Personally, I considered it an honor to be in a position, along with my husband, to choose a name for both of my children. When I was pregnant with my first child, I read somewhere that it can put a person in a "position of power" to have a name that follows this rule: the last syllable of the first name should start with the same sound as the first syllable of the last name. That sounds complicated, but it really isn't; an example of this is Stephanie Nelson - the last syllable of "Stephanie" starts with an "n" sound, and so does the first syllable of the last name.
Obviously, if someone uses a nickname and/or if a woman marries and takes her husband's surname, that pattern may not hold as intended. I named both of my children with that guideline in mind, anyway, though. Of course, whether or not that rule is true is really just conjecture anyway. Who really knows what's in a name??

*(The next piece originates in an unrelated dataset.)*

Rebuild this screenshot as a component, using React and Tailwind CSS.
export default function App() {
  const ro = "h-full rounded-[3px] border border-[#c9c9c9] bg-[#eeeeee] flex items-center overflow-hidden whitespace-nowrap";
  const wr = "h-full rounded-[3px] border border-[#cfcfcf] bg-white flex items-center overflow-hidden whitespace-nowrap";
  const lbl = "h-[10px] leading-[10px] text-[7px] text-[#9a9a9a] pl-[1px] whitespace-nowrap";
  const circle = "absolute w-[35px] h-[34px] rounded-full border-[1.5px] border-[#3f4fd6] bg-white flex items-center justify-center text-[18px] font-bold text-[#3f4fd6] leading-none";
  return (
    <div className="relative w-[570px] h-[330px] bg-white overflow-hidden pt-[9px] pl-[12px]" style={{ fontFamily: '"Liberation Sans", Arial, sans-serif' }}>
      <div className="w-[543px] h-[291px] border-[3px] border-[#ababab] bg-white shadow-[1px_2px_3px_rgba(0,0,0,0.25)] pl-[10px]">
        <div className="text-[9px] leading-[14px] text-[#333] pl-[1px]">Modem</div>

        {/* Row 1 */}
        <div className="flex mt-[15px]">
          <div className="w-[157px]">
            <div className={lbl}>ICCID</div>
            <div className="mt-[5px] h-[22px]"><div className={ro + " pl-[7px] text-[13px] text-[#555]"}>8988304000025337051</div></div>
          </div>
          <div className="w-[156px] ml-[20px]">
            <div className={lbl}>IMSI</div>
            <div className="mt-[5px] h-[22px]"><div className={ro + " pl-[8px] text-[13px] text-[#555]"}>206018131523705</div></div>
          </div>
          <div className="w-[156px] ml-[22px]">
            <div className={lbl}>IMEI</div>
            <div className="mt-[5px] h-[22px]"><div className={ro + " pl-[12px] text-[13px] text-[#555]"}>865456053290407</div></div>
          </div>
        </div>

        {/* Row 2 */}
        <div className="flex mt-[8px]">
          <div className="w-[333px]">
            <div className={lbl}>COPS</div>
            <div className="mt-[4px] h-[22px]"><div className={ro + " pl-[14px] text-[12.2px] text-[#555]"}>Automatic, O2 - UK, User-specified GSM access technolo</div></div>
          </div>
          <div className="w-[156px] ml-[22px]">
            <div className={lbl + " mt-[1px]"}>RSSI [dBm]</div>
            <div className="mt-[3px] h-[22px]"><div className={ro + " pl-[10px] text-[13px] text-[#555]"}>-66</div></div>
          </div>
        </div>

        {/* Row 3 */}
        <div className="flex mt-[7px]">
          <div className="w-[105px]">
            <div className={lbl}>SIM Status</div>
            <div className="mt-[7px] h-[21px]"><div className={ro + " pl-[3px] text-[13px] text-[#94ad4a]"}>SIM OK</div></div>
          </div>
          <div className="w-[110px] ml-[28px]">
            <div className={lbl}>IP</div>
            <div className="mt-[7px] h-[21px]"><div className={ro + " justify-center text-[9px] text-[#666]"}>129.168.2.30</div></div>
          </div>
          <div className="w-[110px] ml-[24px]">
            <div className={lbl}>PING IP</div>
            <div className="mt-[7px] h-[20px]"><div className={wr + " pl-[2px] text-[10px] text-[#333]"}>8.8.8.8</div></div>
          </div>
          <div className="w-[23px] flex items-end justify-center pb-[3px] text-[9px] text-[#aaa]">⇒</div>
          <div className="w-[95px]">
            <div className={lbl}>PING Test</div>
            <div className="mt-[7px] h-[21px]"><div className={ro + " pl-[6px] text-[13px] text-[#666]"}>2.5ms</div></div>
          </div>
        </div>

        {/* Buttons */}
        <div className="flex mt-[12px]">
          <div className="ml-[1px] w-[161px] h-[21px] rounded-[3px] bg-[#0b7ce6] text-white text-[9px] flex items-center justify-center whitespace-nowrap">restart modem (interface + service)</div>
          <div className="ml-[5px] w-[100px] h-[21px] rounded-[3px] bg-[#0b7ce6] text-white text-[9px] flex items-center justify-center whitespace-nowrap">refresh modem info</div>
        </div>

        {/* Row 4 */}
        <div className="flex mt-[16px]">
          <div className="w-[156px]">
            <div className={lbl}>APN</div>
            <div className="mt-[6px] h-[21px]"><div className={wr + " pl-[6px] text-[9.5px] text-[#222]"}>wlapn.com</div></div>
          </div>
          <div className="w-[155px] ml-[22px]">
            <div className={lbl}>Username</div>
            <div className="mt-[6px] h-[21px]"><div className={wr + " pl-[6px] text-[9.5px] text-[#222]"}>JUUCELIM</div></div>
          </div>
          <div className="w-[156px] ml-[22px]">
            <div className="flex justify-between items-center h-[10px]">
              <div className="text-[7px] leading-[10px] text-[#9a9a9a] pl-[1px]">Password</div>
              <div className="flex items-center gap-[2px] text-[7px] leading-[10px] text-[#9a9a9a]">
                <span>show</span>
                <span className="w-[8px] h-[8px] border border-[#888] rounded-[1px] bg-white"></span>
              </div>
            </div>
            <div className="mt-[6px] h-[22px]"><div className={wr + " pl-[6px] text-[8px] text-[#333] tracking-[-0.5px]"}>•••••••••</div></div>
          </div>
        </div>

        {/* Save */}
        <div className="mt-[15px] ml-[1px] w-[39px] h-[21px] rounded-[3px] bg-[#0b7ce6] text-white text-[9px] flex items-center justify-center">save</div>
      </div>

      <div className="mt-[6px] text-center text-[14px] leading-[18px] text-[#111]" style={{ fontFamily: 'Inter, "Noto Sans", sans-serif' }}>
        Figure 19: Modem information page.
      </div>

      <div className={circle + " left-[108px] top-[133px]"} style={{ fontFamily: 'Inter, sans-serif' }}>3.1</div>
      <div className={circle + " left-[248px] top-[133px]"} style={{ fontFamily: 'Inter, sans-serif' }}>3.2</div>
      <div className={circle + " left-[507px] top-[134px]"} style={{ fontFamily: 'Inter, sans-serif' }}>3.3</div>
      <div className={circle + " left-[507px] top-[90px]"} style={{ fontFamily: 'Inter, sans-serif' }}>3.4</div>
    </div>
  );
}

Whether or not name selection seems overwhelming can depend on how the parents-to-be view things. While I think there are definitely some names out there that are a little "out there," it's possible that some people put too much thought into what names are too trendy or popular. When my sister Jennifer was in the second grade, there were three other girls also named "Jennifer" in her homeroom, which was obviously confusing for everyone involved. The teacher told the Jennifers to work out what each of them would be called so that there wouldn't be any mix-ups, and one of them right away called dibs on "Jennifer." Another said she liked to be called "Jenn" and the third one quickly chimed in that she could go by "Jenny," which left my sister as the lone non-nicknamed student. It was a Friday, and the teacher sent her home to think about it for the weekend, as if it was a homework assignment ... or a punishment.

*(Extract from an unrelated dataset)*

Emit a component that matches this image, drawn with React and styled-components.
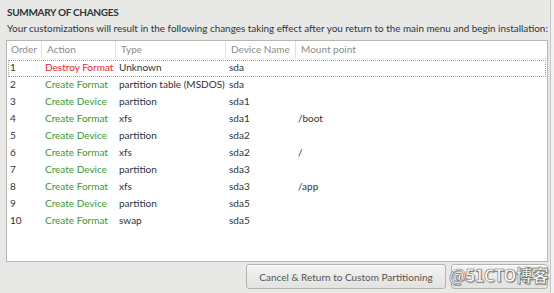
import React from 'react';
import styled, { createGlobalStyle } from 'styled-components';

const GlobalStyle = createGlobalStyle`
  html, body {
    margin: 0;
    padding: 0;
    background: #f2f2f1;
  }
  * { box-sizing: border-box; }
`;

const Window = styled.div`
  width: 551px;
  height: 293px;
  background: #e8e8e7;
  border-right: 1px solid #c4c4c2;
  padding: 5px 3px 0 6px;
  display: flex;
  flex-direction: column;
  font-family: Lato, "Noto Sans", sans-serif;
  color: #2e3436;
  position: relative;
  overflow: hidden;
`;

const Title = styled.h2`
  margin: 0 0 0 1px;
  font-size: 10px;
  font-weight: 700;
  line-height: 14px;
  letter-spacing: -0.3px;
  color: #2e3436;
`;

const Subtitle = styled.p`
  margin: 2px 0 0 1px;
  font-size: 9.9px;
  line-height: 14px;
  color: #2e3436;
  white-space: nowrap;
`;

const Table = styled.div`
  margin-top: 5px;
  width: 542px;
  height: 222px;
  background: #fff;
  border: 1px solid #b6b6b3;
  display: flex;
  flex-direction: column;
`;

const cols = '34px 74px 110px 70px 1fr';

const HeaderRow = styled.div`
  display: grid;
  grid-template-columns: ${cols};
  height: 18px;
  border-bottom: 1px solid #eeeeec;
`;

const HeaderCell = styled.div`
  font-size: 10px;
  line-height: 17px;
  color: #8c8c8a;
  padding-left: ${(p) => p.$pad || 4}px;
  border-left: ${(p) => (p.$first ? 'none' : '1px solid #e2e2e0')};
  white-space: nowrap;
`;

const Body = styled.div`
  padding-top: 1px;
`;

const Row = styled.div`
  display: grid;
  grid-template-columns: ${cols};
  height: 17px;
  margin: 0 1px;
  border: 1px dotted ${(p) => (p.$focus ? '#9a9a98' : 'transparent')};
`;

const Cell = styled.div`
  font-size: 10px;
  line-height: 13px;
  padding-left: ${(p) => p.$pad ?? 2}px;
  color: ${(p) => p.$color || '#2e3436'};
  white-space: nowrap;
`;

const Actions = styled.div`
  display: flex;
  justify-content: flex-end;
  gap: 5px;
  margin-top: 2px;
  width: 542px;
`;

const Button = styled.button`
  height: 25px;
  width: ${(p) => p.$w}px;
  border: 1px solid #b4b4b1;
  border-radius: 3px;
  background: linear-gradient(#f4f4f3, #e2e2e0);
  font-family: Lato, "Noto Sans", sans-serif;
  font-size: 10px;
  color: #555753;
  padding: 0;
  box-shadow: inset 0 1px 0 #fff;
`;

const Watermark = styled.div`
  position: absolute;
  left: 449px;
  top: 263px;
  font-family: "Noto Sans CJK SC", "Noto Sans", sans-serif;
  font-size: 17px;
  font-weight: 700;
  line-height: 24px;
  white-space: nowrap;
  color: #fff;
  letter-spacing: -0.8px;
  -webkit-text-stroke: 0.6px #6e6e6e;
  text-shadow: 1px 1px 1px rgba(0, 0, 0, 0.35);
`;

const RED = '#ef2525';
const GREEN = '#3a9a2a';

const changes = [
  [1, 'Destroy Format', 'Unknown', 'sda', ''],
  [2, 'Create Format', 'partition table (MSDOS)', 'sda', ''],
  [3, 'Create Device', 'partition', 'sda1', ''],
  [4, 'Create Format', 'xfs', 'sda1', '/boot'],
  [5, 'Create Device', 'partition', 'sda2', ''],
  [6, 'Create Format', 'xfs', 'sda2', '/'],
  [7, 'Create Device', 'partition', 'sda3', ''],
  [8, 'Create Format', 'xfs', 'sda3', '/app'],
  [9, 'Create Device', 'partition', 'sda5', ''],
  [10, 'Create Format', 'swap', 'sda5', ''],
];

const App = () => (
  <>
    <GlobalStyle />
    <Window>
      <Title>SUMMARY OF CHANGES</Title>
      <Subtitle>
        Your customizations will result in the following changes taking effect after you return to the main menu and begin installation:
      </Subtitle>
      <Table>
        <HeaderRow>
          <HeaderCell $first $pad={4}>Order</HeaderCell>
          <HeaderCell $pad={5}>Action</HeaderCell>
          <HeaderCell $pad={5}>Type</HeaderCell>
          <HeaderCell $pad={5}>Device Name</HeaderCell>
          <HeaderCell $pad={5}>Mount point</HeaderCell>
        </HeaderRow>
        <Body>
          {changes.map(([order, action, type, device, mount], i) => (
            <Row key={order} $focus={i === 0}>
              <Cell $pad={1}>{order}</Cell>
              <Cell $color={action.startsWith('Destroy') ? RED : GREEN}>{action}</Cell>
              <Cell>{type}</Cell>
              <Cell>{device}</Cell>
              <Cell $pad={1}>{mount}</Cell>
            </Row>
          ))}
        </Body>
      </Table>
      <Actions>
        <Button $w={200}>Cancel &amp; Return to Custom Partitioning</Button>
        <Button $w={97} aria-label="Accept Changes" />
      </Actions>
      <Watermark>@51CTO博客</Watermark>
    </Window>
  </>
);

export default App;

My sister didn't seem to mind, though; she announced to my family that she needed a nickname and it couldn't "Jenn" or "Jenny."
"How about 'JB,' for your initials?" Dad suggested. "OK," she agreed, and that was that.

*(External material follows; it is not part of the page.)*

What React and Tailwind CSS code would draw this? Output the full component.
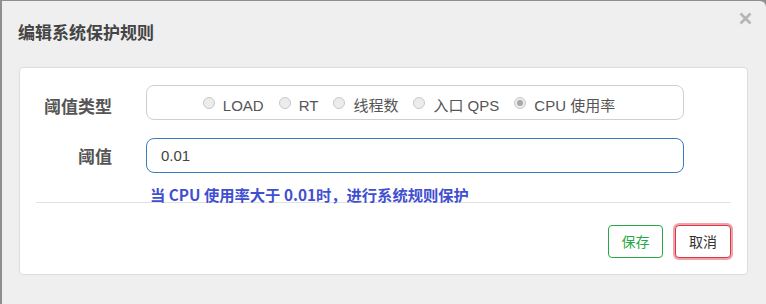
import React from 'react';

const RADIOS = [
  { id: 'load', text: 'LOAD' },
  { id: 'rt', text: 'RT' },
  { id: 'thread', text: '线程数' },
  { id: 'qps', text: '入口 QPS' },
  { id: 'cpu', text: 'CPU 使用率', checked: true },
];

const cjk = "font-['Noto_Sans_CJK_SC',sans-serif]";
const latin = "font-['Liberation_Sans','Noto_Sans_CJK_SC',sans-serif]";

const Radio = ({ text, checked }) => (
  <label className="flex items-start">
    <span className="mt-[1px] mr-[8px] flex h-[12px] w-[12px] items-center justify-center rounded-full border border-[#c8c8c8] bg-[#ececec]">
      {checked && <span className="h-[6px] w-[6px] rounded-full bg-[#a8a8a8]" />}
    </span>
    <span className={`${latin} text-[15px] leading-[20px] text-[#555]`}>{text}</span>
  </label>
);

const App = () => {
  return (
    <div className="h-[304px] w-[766px] overflow-hidden bg-[#8e8e8e] pl-[2px] pt-[1px]">
      <div className="relative h-[303px] rounded-tr-[6px] bg-[#efefef]">
        {/* Header */}
        <div className="h-[66px] pl-[16px] pt-[19px]">
          <h4 className={`${cjk} text-[17px] font-bold leading-[24px] text-[#444]`}>编辑系统保护规则</h4>
        </div>
        <button className="absolute right-[14px] top-[11px]" aria-label="close">
          <svg width="13" height="13" viewBox="0 0 13 13">
            <path d="M1.5 1.5 L11.5 11.5 M11.5 1.5 L1.5 11.5" stroke="#b5b5b5" strokeWidth="2.6" />
          </svg>
        </button>

        {/* Card */}
        <div className="ml-[17px] mr-[18px] rounded-[4px] border border-[#dcdcdc] bg-white px-[16px] pb-[16px] pt-[17px]">
          <div className="flex h-[35px] items-start">
            <div className={`${cjk} w-[76px] pt-[9px] text-right text-[17px] font-bold leading-[24px] text-[#555]`}>阈值类型</div>
            <div className="ml-[34px] flex h-[35px] w-[538px] items-start justify-center gap-[15px] rounded-[8px] border border-[#cfcfcf] pr-[12px] pt-[10px]">
              {RADIOS.map((r) => (
                <Radio key={r.id} text={r.text} checked={r.checked} />
              ))}
            </div>
          </div>

          <div className="mt-[18px] flex h-[35px] items-start">
            <div className={`${cjk} w-[76px] pt-[6px] text-right text-[17px] font-bold leading-[24px] text-[#555]`}>阈值</div>
            <div className="ml-[34px] flex h-[35px] w-[538px] items-center rounded-[8px] border border-[#3c7bbf] pl-[14px]">
              <span className={`${latin} text-[15px] leading-[20px] text-[#444]`}>0.01</span>
            </div>
          </div>

          <div className={`${cjk} mt-[11px] h-[18px] pl-[114px] text-[15.3px] font-bold leading-[20px] text-[#3f4fcf]`}>
            当 CPU 使用率大于 0.01时，进行系统规则保护
          </div>
          <div className="h-px bg-[#e2e2e2]" />

          <div className="flex justify-end gap-[12px] pt-[22px]">
            <button className={`${cjk} h-[33px] w-[55px] rounded-[4px] border border-[#28a745] bg-white text-[14px] text-[#28a745]`}>保存</button>
            <button className={`${cjk} h-[33px] w-[56px] rounded-[4px] border border-[#dc3545] bg-white text-[14px] text-[#333] shadow-[0_0_0_2px_rgba(220,53,69,0.45)]`}>取消</button>
          </div>
        </div>
      </div>
    </div>
  );
};

export default App;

Except for some reason I felt the need to have some input into the situation. Later that weekend, the newly coined "JB" and I were floating around in a swimming pool, just the two of us, and I told her that I wasn't going to call her by that nickname. "I'll either call you 'J' or 'B,' whichever you prefer," I told her. "I'll take 'J,'" she said, and thus her family nickname was born.
When my sister Nancy and her husband were trying to choose a name for their baby during her pregnancy, lots of different name combinations were considered. They did not find out the gender of the baby while Nancy was pregnant, which afforded us an opportunity to chime in on ideas for names of both genders. In no uncertain terms, there were lots of cooks in the kitchen for that project. The girl name was easier, because Nancy had had a favorite girl name since childhood. But the boy name was open to all kinds of possibilities. By the baby's due date, the parents-to-be had narrowed it down to three boy name possibilities, and then, two days later when Nancy went into labor, they announced that they had shortened the "in case of boy" list to two. A few hours later, with all of us there and with the baby's arrival getting very close, they were still discussing which boy name they preferred. Finally, less than an hour before the baby was in Nancy's arms for the first time, she and David came up with a plan: when the baby was born, if it was a boy, they would wait to see with which hand he reached out first - if left, the name would be one of the two choices, and if right, the name would be the other. Fast-forward to "it's a boy!" and the moment of decision - and it was the right-hand reach that won out, with the newest addition to our family essentially choosing his own name, Crosby.